> [Problem description]:
Identify the lines bearing the string "this" and gather them.

> [Records for the exercise]:
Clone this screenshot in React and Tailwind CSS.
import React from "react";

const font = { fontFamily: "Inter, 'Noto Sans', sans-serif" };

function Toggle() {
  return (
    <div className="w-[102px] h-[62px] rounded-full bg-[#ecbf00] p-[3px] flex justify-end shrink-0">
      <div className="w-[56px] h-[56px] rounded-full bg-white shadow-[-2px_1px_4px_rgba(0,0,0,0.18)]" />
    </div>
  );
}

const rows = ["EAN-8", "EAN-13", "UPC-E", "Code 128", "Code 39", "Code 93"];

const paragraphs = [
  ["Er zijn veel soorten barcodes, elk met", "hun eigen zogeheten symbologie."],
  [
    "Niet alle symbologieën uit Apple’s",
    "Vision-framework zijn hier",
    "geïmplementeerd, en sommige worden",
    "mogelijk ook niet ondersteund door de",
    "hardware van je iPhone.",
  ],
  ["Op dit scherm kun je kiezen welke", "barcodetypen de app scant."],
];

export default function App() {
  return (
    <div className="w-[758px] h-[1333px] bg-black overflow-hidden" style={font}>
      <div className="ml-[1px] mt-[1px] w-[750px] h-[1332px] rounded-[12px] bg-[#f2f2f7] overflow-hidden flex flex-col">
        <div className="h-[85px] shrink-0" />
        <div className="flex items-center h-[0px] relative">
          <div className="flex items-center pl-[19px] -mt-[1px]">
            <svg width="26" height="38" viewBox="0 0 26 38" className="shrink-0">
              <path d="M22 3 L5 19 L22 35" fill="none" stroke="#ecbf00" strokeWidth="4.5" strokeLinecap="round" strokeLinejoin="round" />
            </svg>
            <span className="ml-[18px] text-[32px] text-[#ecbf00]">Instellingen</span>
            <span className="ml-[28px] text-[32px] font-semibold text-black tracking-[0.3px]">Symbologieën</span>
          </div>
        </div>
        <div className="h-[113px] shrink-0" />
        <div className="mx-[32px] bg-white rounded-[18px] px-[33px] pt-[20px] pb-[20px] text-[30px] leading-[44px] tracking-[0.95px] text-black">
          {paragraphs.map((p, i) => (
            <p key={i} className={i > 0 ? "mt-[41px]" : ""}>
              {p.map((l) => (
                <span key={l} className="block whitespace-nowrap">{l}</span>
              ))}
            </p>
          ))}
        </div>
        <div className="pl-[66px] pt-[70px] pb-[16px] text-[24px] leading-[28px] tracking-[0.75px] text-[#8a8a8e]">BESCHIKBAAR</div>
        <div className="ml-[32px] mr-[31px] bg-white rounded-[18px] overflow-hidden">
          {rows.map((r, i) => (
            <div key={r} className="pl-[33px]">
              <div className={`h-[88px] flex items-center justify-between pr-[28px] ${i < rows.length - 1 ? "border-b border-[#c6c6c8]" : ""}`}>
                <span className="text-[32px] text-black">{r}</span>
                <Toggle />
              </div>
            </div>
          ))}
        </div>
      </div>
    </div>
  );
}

---

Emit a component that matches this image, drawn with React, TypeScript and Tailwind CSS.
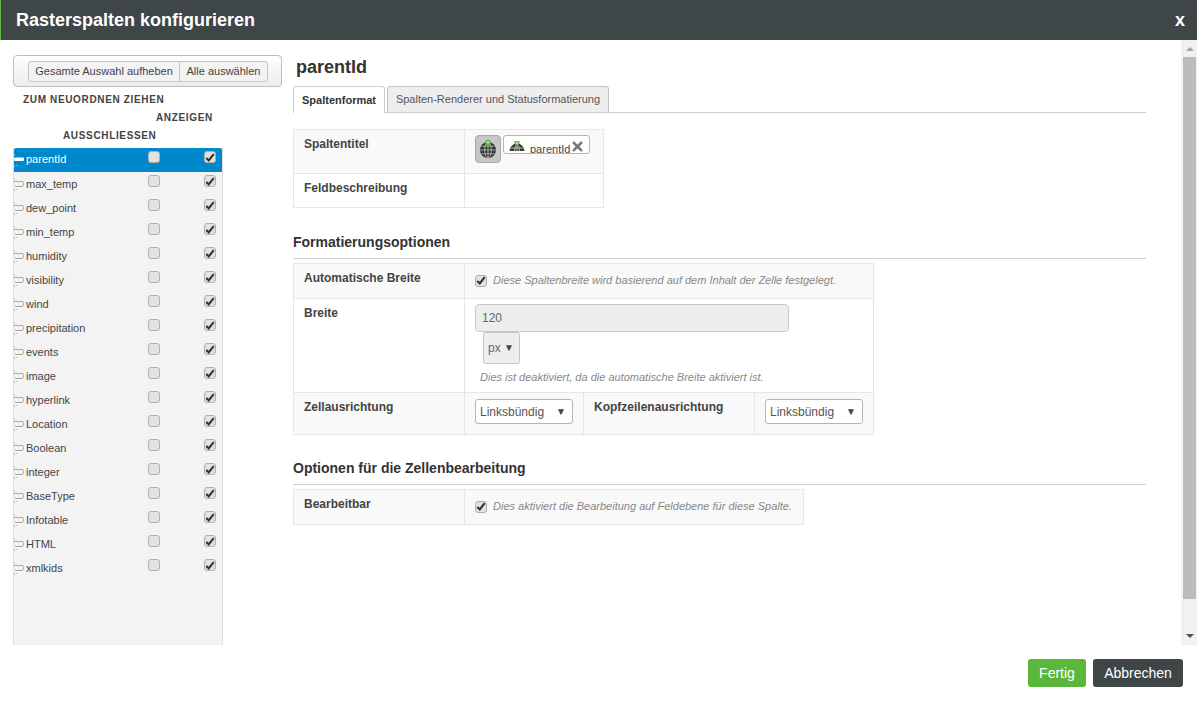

> [Result of the task]:
Clone this screenshot in React and Tailwind CSS.
Emit a component that matches this image, drawn with React, TypeScript and Tailwind CSS.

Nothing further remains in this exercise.